To do:
Repeat the material below word for word and leave out all pictures.
— start Collected data —
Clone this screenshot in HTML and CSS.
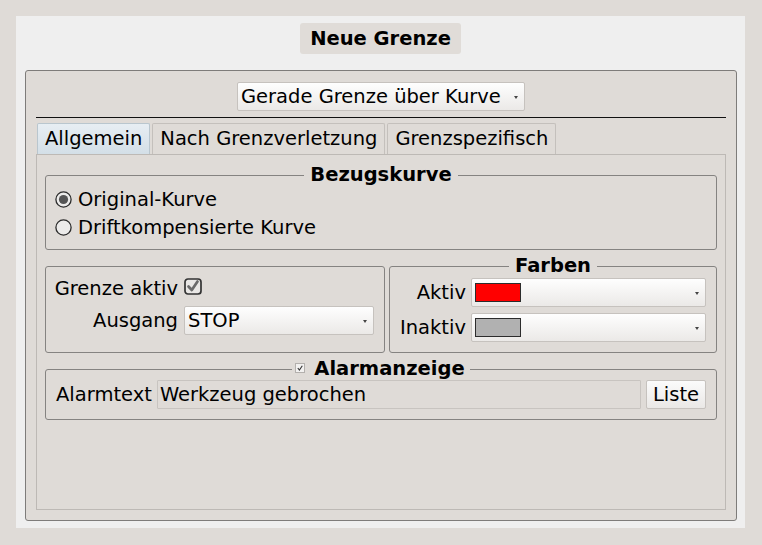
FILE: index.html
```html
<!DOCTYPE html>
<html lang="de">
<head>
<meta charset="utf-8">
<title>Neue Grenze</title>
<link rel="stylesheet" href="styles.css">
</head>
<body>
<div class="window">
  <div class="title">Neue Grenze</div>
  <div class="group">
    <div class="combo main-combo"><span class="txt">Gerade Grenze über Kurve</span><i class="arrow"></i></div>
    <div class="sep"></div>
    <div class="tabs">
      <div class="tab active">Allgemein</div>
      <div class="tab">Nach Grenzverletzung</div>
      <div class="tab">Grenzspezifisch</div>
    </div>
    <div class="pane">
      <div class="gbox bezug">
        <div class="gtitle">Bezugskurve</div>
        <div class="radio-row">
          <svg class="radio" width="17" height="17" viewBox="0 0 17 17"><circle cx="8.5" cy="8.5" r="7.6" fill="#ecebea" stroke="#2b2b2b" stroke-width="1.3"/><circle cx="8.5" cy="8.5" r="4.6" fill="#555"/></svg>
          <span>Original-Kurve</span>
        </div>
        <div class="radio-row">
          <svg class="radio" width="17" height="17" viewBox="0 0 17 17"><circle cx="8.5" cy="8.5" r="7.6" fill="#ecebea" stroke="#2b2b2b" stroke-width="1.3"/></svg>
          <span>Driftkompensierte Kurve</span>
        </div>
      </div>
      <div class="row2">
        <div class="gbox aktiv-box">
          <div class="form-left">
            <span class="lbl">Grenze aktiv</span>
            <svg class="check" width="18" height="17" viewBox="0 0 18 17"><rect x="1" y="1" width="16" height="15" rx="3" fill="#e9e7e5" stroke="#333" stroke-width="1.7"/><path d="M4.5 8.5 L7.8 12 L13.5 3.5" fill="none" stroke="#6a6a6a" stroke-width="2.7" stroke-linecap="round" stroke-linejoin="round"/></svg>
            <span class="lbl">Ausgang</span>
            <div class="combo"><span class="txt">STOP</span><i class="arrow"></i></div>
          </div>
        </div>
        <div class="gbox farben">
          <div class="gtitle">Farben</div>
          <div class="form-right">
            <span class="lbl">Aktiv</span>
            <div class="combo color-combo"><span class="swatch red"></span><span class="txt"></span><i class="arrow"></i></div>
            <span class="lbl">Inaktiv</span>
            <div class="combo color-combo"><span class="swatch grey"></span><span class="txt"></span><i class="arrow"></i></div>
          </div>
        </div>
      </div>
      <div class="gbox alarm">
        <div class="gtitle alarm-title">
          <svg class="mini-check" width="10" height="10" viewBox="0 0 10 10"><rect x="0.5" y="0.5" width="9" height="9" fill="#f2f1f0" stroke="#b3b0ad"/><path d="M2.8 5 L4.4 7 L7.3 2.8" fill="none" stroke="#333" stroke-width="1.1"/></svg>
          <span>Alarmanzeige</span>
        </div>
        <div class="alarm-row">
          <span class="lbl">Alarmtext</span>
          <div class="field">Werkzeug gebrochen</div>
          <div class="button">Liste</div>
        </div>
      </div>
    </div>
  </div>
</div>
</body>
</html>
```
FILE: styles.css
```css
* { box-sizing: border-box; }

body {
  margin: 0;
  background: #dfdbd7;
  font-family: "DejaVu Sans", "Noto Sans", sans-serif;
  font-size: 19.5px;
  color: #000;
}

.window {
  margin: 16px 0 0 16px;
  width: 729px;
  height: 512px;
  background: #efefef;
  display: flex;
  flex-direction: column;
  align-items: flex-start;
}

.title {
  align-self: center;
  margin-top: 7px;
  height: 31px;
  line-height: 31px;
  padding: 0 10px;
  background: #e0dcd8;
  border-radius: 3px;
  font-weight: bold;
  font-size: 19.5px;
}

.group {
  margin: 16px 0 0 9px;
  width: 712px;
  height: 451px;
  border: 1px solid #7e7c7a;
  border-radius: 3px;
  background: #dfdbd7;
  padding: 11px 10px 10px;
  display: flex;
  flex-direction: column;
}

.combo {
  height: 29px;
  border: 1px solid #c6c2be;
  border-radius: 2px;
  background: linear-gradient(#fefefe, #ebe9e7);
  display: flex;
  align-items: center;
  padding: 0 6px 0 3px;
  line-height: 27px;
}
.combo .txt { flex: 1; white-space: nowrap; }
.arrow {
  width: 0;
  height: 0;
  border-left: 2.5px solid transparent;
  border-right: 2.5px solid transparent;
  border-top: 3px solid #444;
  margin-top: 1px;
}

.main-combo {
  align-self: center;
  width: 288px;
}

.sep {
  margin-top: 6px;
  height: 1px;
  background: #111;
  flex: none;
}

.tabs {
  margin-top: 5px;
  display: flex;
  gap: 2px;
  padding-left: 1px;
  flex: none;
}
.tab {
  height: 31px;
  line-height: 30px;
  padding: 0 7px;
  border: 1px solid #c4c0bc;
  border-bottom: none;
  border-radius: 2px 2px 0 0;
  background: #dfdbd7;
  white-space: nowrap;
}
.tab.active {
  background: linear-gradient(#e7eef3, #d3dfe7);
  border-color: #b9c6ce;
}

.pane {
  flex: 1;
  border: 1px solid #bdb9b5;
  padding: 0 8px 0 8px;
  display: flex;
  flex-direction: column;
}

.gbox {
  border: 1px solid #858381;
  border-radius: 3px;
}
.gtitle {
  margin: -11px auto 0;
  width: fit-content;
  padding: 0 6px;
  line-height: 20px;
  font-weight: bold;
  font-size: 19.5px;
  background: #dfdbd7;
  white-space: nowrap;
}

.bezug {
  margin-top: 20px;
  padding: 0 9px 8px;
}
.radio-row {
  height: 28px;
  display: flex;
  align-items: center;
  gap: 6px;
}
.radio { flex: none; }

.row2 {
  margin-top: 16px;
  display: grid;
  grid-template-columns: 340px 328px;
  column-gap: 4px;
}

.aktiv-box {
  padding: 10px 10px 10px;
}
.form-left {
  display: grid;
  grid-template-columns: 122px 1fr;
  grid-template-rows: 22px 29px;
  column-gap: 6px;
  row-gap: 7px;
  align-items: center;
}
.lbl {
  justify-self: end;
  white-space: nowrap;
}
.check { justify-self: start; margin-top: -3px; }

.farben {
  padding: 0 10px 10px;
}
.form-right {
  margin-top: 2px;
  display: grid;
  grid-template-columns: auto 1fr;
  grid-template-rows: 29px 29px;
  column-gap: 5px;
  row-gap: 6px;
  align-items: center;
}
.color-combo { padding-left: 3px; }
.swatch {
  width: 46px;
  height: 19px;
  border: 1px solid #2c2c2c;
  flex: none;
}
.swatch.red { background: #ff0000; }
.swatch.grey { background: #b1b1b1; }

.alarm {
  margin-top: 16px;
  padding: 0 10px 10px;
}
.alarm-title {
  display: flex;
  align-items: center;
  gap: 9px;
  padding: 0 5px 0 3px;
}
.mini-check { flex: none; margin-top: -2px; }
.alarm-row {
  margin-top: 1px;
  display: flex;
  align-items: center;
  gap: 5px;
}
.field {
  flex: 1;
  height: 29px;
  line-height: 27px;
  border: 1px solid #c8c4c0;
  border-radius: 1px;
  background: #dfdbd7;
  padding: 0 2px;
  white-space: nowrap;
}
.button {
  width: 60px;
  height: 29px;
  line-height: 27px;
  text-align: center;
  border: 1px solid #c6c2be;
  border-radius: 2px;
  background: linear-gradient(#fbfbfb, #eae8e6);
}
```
— end Collected data —
Correct output:
Clone this screenshot in HTML and CSS.
FILE: index.html
```html
<!DOCTYPE html>
<html lang="de">
<head>
<meta charset="utf-8">
<title>Neue Grenze</title>
<link rel="stylesheet" href="styles.css">
</head>
<body>
<div class="window">
  <div class="title">Neue Grenze</div>
  <div class="group">
    <div class="combo main-combo"><span class="txt">Gerade Grenze über Kurve</span><i class="arrow"></i></div>
    <div class="sep"></div>
    <div class="tabs">
      <div class="tab active">Allgemein</div>
      <div class="tab">Nach Grenzverletzung</div>
      <div class="tab">Grenzspezifisch</div>
    </div>
    <div class="pane">
      <div class="gbox bezug">
        <div class="gtitle">Bezugskurve</div>
        <div class="radio-row">
          <svg class="radio" width="17" height="17" viewBox="0 0 17 17"><circle cx="8.5" cy="8.5" r="7.6" fill="#ecebea" stroke="#2b2b2b" stroke-width="1.3"/><circle cx="8.5" cy="8.5" r="4.6" fill="#555"/></svg>
          <span>Original-Kurve</span>
        </div>
        <div class="radio-row">
          <svg class="radio" width="17" height="17" viewBox="0 0 17 17"><circle cx="8.5" cy="8.5" r="7.6" fill="#ecebea" stroke="#2b2b2b" stroke-width="1.3"/></svg>
          <span>Driftkompensierte Kurve</span>
        </div>
      </div>
      <div class="row2">
        <div class="gbox aktiv-box">
          <div class="form-left">
            <span class="lbl">Grenze aktiv</span>
            <svg class="check" width="18" height="17" viewBox="0 0 18 17"><rect x="1" y="1" width="16" height="15" rx="3" fill="#e9e7e5" stroke="#333" stroke-width="1.7"/><path d="M4.5 8.5 L7.8 12 L13.5 3.5" fill="none" stroke="#6a6a6a" stroke-width="2.7" stroke-linecap="round" stroke-linejoin="round"/></svg>
            <span class="lbl">Ausgang</span>
            <div class="combo"><span class="txt">STOP</span><i class="arrow"></i></div>
          </div>
        </div>
        <div class="gbox farben">
          <div class="gtitle">Farben</div>
          <div class="form-right">
            <span class="lbl">Aktiv</span>
            <div class="combo color-combo"><span class="swatch red"></span><span class="txt"></span><i class="arrow"></i></div>
            <span class="lbl">Inaktiv</span>
            <div class="combo color-combo"><span class="swatch grey"></span><span class="txt"></span><i class="arrow"></i></div>
          </div>
        </div>
      </div>
      <div class="gbox alarm">
        <div class="gtitle alarm-title">
          <svg class="mini-check" width="10" height="10" viewBox="0 0 10 10"><rect x="0.5" y="0.5" width="9" height="9" fill="#f2f1f0" stroke="#b3b0ad"/><path d="M2.8 5 L4.4 7 L7.3 2.8" fill="none" stroke="#333" stroke-width="1.1"/></svg>
          <span>Alarmanzeige</span>
        </div>
        <div class="alarm-row">
          <span class="lbl">Alarmtext</span>
          <div class="field">Werkzeug gebrochen</div>
          <div class="button">Liste</div>
        </div>
      </div>
    </div>
  </div>
</div>
</body>
</html>
```
FILE: styles.css
```css
* { box-sizing: border-box; }

body {
  margin: 0;
  background: #dfdbd7;
  font-family: "DejaVu Sans", "Noto Sans", sans-serif;
  font-size: 19.5px;
  color: #000;
}

.window {
  margin: 16px 0 0 16px;
  width: 729px;
  height: 512px;
  background: #efefef;
  display: flex;
  flex-direction: column;
  align-items: flex-start;
}

.title {
  align-self: center;
  margin-top: 7px;
  height: 31px;
  line-height: 31px;
  padding: 0 10px;
  background: #e0dcd8;
  border-radius: 3px;
  font-weight: bold;
  font-size: 19.5px;
}

.group {
  margin: 16px 0 0 9px;
  width: 712px;
  height: 451px;
  border: 1px solid #7e7c7a;
  border-radius: 3px;
  background: #dfdbd7;
  padding: 11px 10px 10px;
  display: flex;
  flex-direction: column;
}

.combo {
  height: 29px;
  border: 1px solid #c6c2be;
  border-radius: 2px;
  background: linear-gradient(#fefefe, #ebe9e7);
  display: flex;
  align-items: center;
  padding: 0 6px 0 3px;
  line-height: 27px;
}
.combo .txt { flex: 1; white-space: nowrap; }
.arrow {
  width: 0;
  height: 0;
  border-left: 2.5px solid transparent;
  border-right: 2.5px solid transparent;
  border-top: 3px solid #444;
  margin-top: 1px;
}

.main-combo {
  align-self: center;
  width: 288px;
}

.sep {
  margin-top: 6px;
  height: 1px;
  background: #111;
  flex: none;
}

.tabs {
  margin-top: 5px;
  display: flex;
  gap: 2px;
  padding-left: 1px;
  flex: none;
}
.tab {
  height: 31px;
  line-height: 30px;
  padding: 0 7px;
  border: 1px solid #c4c0bc;
  border-bottom: none;
  border-radius: 2px 2px 0 0;
  background: #dfdbd7;
  white-space: nowrap;
}
.tab.active {
  background: linear-gradient(#e7eef3, #d3dfe7);
  border-color: #b9c6ce;
}

.pane {
  flex: 1;
  border: 1px solid #bdb9b5;
  padding: 0 8px 0 8px;
  display: flex;
  flex-direction: column;
}

.gbox {
  border: 1px solid #858381;
  border-radius: 3px;
}
.gtitle {
  margin: -11px auto 0;
  width: fit-content;
  padding: 0 6px;
  line-height: 20px;
  font-weight: bold;
  font-size: 19.5px;
  background: #dfdbd7;
  white-space: nowrap;
}

.bezug {
  margin-top: 20px;
  padding: 0 9px 8px;
}
.radio-row {
  height: 28px;
  display: flex;
  align-items: center;
  gap: 6px;
}
.radio { flex: none; }

.row2 {
  margin-top: 16px;
  display: grid;
  grid-template-columns: 340px 328px;
  column-gap: 4px;
}

.aktiv-box {
  padding: 10px 10px 10px;
}
.form-left {
  display: grid;
  grid-template-columns: 122px 1fr;
  grid-template-rows: 22px 29px;
  column-gap: 6px;
  row-gap: 7px;
  align-items: center;
}
.lbl {
  justify-self: end;
  white-space: nowrap;
}
.check { justify-self: start; margin-top: -3px; }

.farben {
  padding: 0 10px 10px;
}
.form-right {
  margin-top: 2px;
  display: grid;
  grid-template-columns: auto 1fr;
  grid-template-rows: 29px 29px;
  column-gap: 5px;
  row-gap: 6px;
  align-items: center;
}
.color-combo { padding-left: 3px; }
.swatch {
  width: 46px;
  height: 19px;
  border: 1px solid #2c2c2c;
  flex: none;
}
.swatch.red { background: #ff0000; }
.swatch.grey { background: #b1b1b1; }

.alarm {
  margin-top: 16px;
  padding: 0 10px 10px;
}
.alarm-title {
  display: flex;
  align-items: center;
  gap: 9px;
  padding: 0 5px 0 3px;
}
.mini-check { flex: none; margin-top: -2px; }
.alarm-row {
  margin-top: 1px;
  display: flex;
  align-items: center;
  gap: 5px;
}
.field {
  flex: 1;
  height: 29px;
  line-height: 27px;
  border: 1px solid #c8c4c0;
  border-radius: 1px;
  background: #dfdbd7;
  padding: 0 2px;
  white-space: nowrap;
}
.button {
  width: 60px;
  height: 29px;
  line-height: 27px;
  text-align: center;
  border: 1px solid #c6c2be;
  border-radius: 2px;
  background: linear-gradient(#fbfbfb, #eae8e6);
}
```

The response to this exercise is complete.